Jayary Newsletter # 90
Mirror Mirror
Philosophy is often thought of as a mirror of nature, the abstract surface on which humans see their collective reflection. Today, that role is increasingly usurped by science, but I won't concern myself with that difference between science and philosophy; it's not a sharp distinction. Instead, I will call science "natural philosophy" and let that semantic trick serve my needs.
Indian philosophy is a cracked mirror covered with the grime of centuries. It's been shut away in a corner of the museum, away from from the public; only experts are allowed to view the rooms in which those texts are stored.
Some of my friends are trying to restore the glass to its pristine form while simultaneously showing the public a few glimpses of what it's like to see oneself in that mirror. They have a hard and difficult task ahead; more power to them. I have a different thought: give a man a mirror and he'll stare at himself all day long; teach him how to make mirrors and he will make telescopes.
Reflecting telescopes use the most sophisticated mirrors ever made and even in our robotic times, the best method to create high quality spherical mirrors is to rub two pieces of glass against each other so that they erode the imperfections off of each other.
Justifying the Jaya
That's my philosophical model: let the Jaya and modernity serve as mirror duals. The choice of modernity is obvious: it's the beast that's swallowed us and we are trying to figure out whether we can digest the beast from the inside. Why choose the Mahabharata, and not one (or several) of the millions of philosophical texts in the Indian textual corpus? I have three reasons:
Formal traditions are brittle: they depend on ritualized modes of technical argument and those rituals don't thrive outside the specific milieu in which they are transmitted. How many people write original commentaries on Gangesa today? In contrast, the Jaya has been adopted and adapted by every culture in every period in every medium.
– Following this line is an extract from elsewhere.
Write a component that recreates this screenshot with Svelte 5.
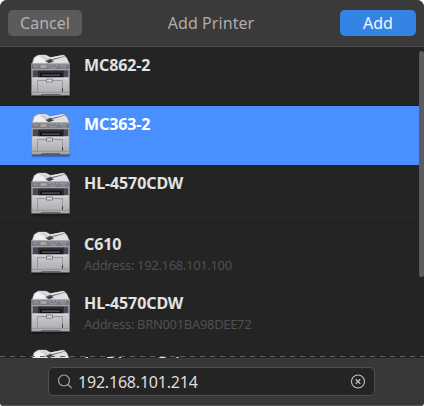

Formal texts belong to the ivory tower; stories to the street. The tower is more powerful while it's occupied, but the street is smarter in the face of adversity.
The Jaya is fun. Now that's a strange idea: how can a philosophical project be chosen for its entertainment value? There you go again with your elitism: do keep in mind that if you aren't read, you're either dead or have corporate sponsorship. Today, that means tenure at a (preferably) western university. In which case you have to do what the sponsor says, which is to slot yourself into a niche within a niche. I doubt it's possible to swallow the modern beast while begging for crumbs from the beast's C team.
The Jaya is creative and comprehensive: as the epic itself says, "what's not in here is nowhere else." We may not agree with the Jaya's self-assessment, but its ambition is worth emulating. Its capacity for multiple registers and literary, philosophical and religious styles is exactly what we need today. Thinking like the Jaya is more likely to give us the tools to grasp and shape modernity for our purposes.
Codewords
Explaining the Jaya's role in the mirror of nature wasn't that hard. What about modernity?
To be frank, I hate that term. It's used as a codeword for everything from Kant's "Critique of Pure Reason" to the latest iPhone; what explanatory power can you expect from a term with such broad usage?
Except that codewords are useful precisely as codewords. When the gatekeeper at the secret society meeting asks you for the codeword, you don't worry about the meaning of that term; what matters to you is that uttering "Open Sesame" makes the door open for you instead of being shot dead on the spot. More benign codewords are like saying "pay attention to me." Leftists use the term "capitalism" in a similar way, as an indicator to their audience that we are now speaking about the source of all evil, and since evil surrounds us on all sides, there's no point isolating any single aspect of it.
I believe the early Christians had a similar tendency; they weren't that different from leftists, I guess.
I don't find evil lurking everywhere, so I am going to use the term "modernity" in one very specific way: to indicate the human relationship with the nonhuman world. Take note: Nonhuman + World. I didn't want to use the term "nature" for it belongs to an even more nebulous galaxy than modernity.
Fortunately, the Jaya has much to say about the human-nonhuman nexus; if you've been reading the Jayary with me, you know I have raised that issue several times this year. That's another reason to pair the Jaya off with nonhuman modernity.